Yup. That's the only way to describe it. One of those days where nothing worked. I get alot of those. I was even trying to just calm down and relax by making one of the bracelets I know how to make out of embroidery floss...but alas it got so knotted up & tangled that I accidentally broke one of the strands so I had to scrap it. It's too difficult to somehow add another string.
I don't want to blame the weather but I'm going to. It was like 80's degrees today, hot, and I actually got a tan and a sassy lil tan line now that won't disappear til probably January. It was aslo in the 50's last week. Um...Weather...PLEASE MAKE UP YOUR MIND!!! On Friday it danced with the idea of rain or not and then when you realize Oh it's not going to rain, it pours. And of course I didn't have an umbrella and it was the day I decided to straighten my hair. It was funny, I left a bar I was at for pizza down the street, then came back to the people I was with and had curly hair from the rain.
Maybe I'm Bridget Jones. Yeah know from, "Bridget Jones's Diary". I have a diary, I used to work for a publishing company, I'm a horrible public speaker, I would totally watch my bf sleep if he was as cute as Mark, I have a best friend who used to call me at work from the bathroom and cry about a guy named Rick like her friend, I had a guy who I thought was Mark who wound up being Daniel Cleaver read my diary, I definitely have an inner monologue going on constantly in my head, I will wear those jumbo under garments to suck in my tummy, I have a Daniel Cleaver(Hugh Grant), I try not to think about Daniel Cleaver(The Mess) but fail, I will sing out loud to "All by myself" in my car, I don't know where Germany is, I have self-help books, I probably will always have a tummy, I can't cook and would totally serve blue stew, I'll go on the treadmill at the gym and I have fallen when I got off of it(omg it was soo embaressing), I actually have done a tour video with a certain Daniel Cleaver counterpart, and like her some days things just don't work.
But I was never sent to a Thailand prison. hehe. And I don't think I've found my Mark yet. le sigh.
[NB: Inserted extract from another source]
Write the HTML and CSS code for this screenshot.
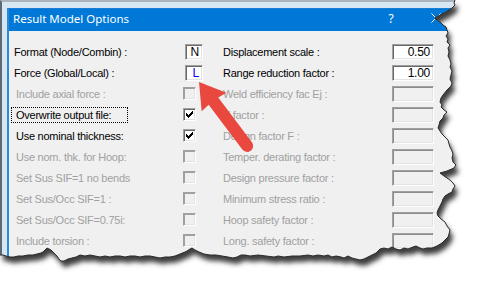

This thought kinda striked me the other day. You know the expression "24 hour Party?" Well it occurred to me that I am in fact 24 years old and um...where is the 24 hour party that I would think would come with this age???? It's been rough, real rough. I'm kinda trapped in this middle of child/adult. People know I'm young but they don't realize how old I actually am. I had a lady last week when I was looking at condos tell my mom the following: "Oh we don't allow children in the building" so I responded, "Well what age do you constitute as a child?" The lady kinda stuttered wordlessly for a moment and then said, "Well how old are you?" I said "24". She was like "Oh I guess your not a child really." People sometimes don't know when to keep their mouths shut. "...Not a child really." When did 24 become kinda not a kid? I thought that was 21? or 18? Maybe the woman was inhaling her marker fumes all day. Well I don't think I'm child but I will say I'm becoming & learning to be an adult, thank you very much bitchy real estate woman.
24 for me is becoming a trial. Trial and Error. Today was definitely Error. Bridget Jones had 2 happy endings to both the movies. I'd like just one small happy ending, please. I hope that's not asking for too much. (The images are via Imdb.)